The Melbourne Press Club has DGR1 status but isn’t a charity, which means we must partner with a charity to apply for most grants. PA showed me how collaborative philanthropy can have a particular power, so I spoke to Amanda about what I had in mind – a regional journalism fellowship that through the Brian M Davis Foundation could provide a journalism opportunity for a school leaver from the Shepparton area. Would her Foundation be willing to be our partner, the charity involved? Yes, indeed, Amanda said. And would The Shepparton News be interested? Amanda was sure they would. We spoke to them, and after some internal discussions, they encouraged us to progress the idea.

It was then that I officially became a “grantseeker.’’ And some weeks after I lodged my grant application, I officially became “a grant recipient”.

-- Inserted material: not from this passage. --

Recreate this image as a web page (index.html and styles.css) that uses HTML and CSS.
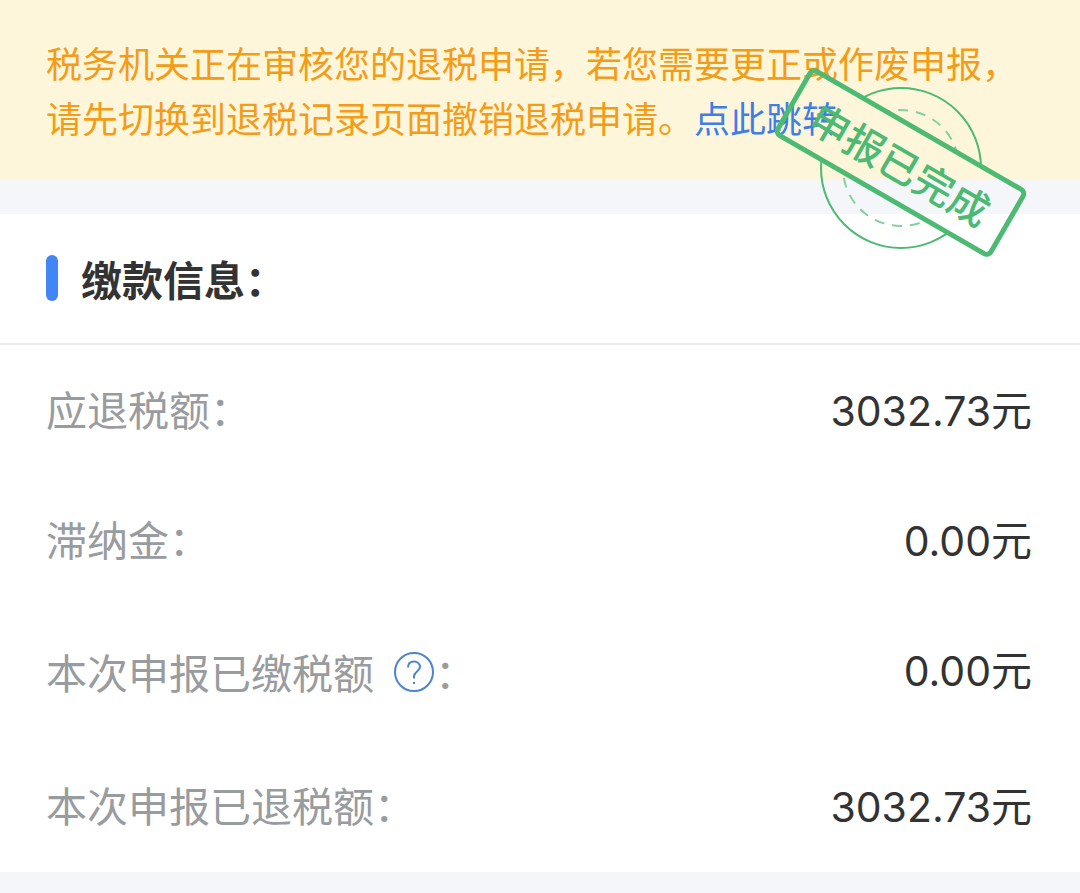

This week, we announced, with the Greater Shepparton Foundation and the McPherson Media Group, that Kayla Jones, a Year 12 graduate from Greater Shepparton Secondary College, will be the first recipient of our Regional Journalism Fellowship program, funded by the Brian M Davis Foundation. She will start at The Shepparton News next month and her position is paid for six months. A second recipient will be announced in a couple of months.

Kayla Jones

In the overall scheme of things, this is a small contribution. But in a way that I’d never expected, the possibilities of this grant filled me with a rare kind of hope: that perhaps with more opportunities like this, by partnering with engaged funders, local publishers and a community foundation, we had a new model for supporting rural and regional journalism.

And that maybe I needed to get used to this grantseeking idea.